MOONIE'S TEA ROOM

大好きな読書や言葉、料理のコトなど。

『小野寺の弟 小野寺の姉』

2013年09月06日 | BOOKS
 家族って、優しくてせつない。

 『小野寺の弟・小野寺の姉』 西田征史 
出版社:リンダパブリッシャーズ


 「あまちゃん」にも出演している片桐はいりさんと、「ゲゲゲの女房」の向井 理さんが姉弟役で舞台化されたという、『小野寺の弟・小野寺の姉』。

 姉の視点と弟の視点が章ごとに切り替わって、二人の何気ない毎日の生活・心の中を描いていきます。
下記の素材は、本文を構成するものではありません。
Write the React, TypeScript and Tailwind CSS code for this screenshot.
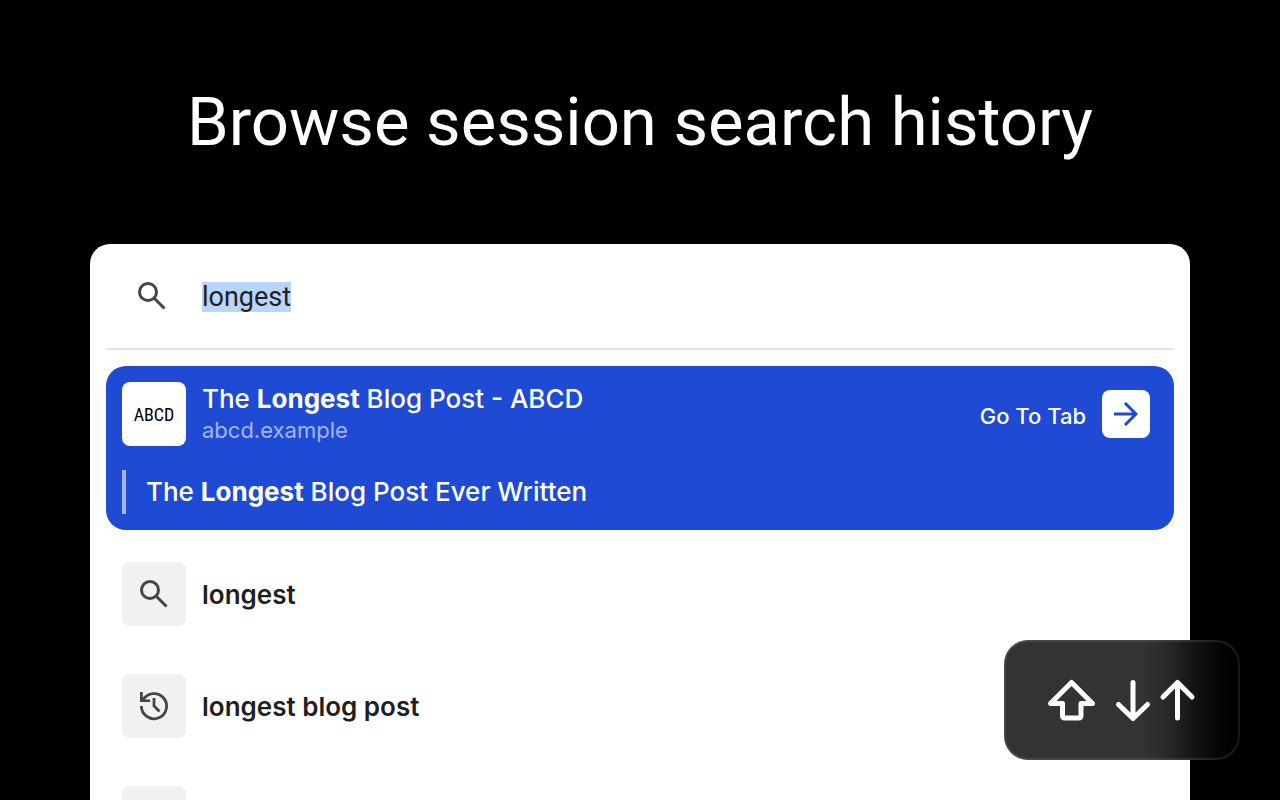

 読後感は、ほのぼの。「読んでよかった」「友だちにも薦めよう!」と思うのに、自分が同じ立場だったらと思うと私は苦しい。
お互いを大切に思う気持ちが、「家族」の温かさが、どうしてこんなにせつないんだろう。

 40歳の姉と33歳の弟。
 両親はなくて、古い一軒家に二人暮らし。
 こっそりとお互いを気遣って、喧嘩しながらも仲良く暮らしている毎日。

 誰よりも分かりあえて、誰よりも近くにいて、でも恋愛とは違う二人の関係が、この先どうなるんだろう?
おばあちゃんになって、おじいちゃんになっても、きっと並んで憎まれ口をたたいていそう。

 家族二人でいるのがあまりに自然で、楽で、快適だと、やっぱり新しい人間が入っていくのは難しいのかな。
『赤毛のアン』のマリラとマシューの老兄妹を思い出したら、「こういう二人の老後もありかな」って思えたのですけれど。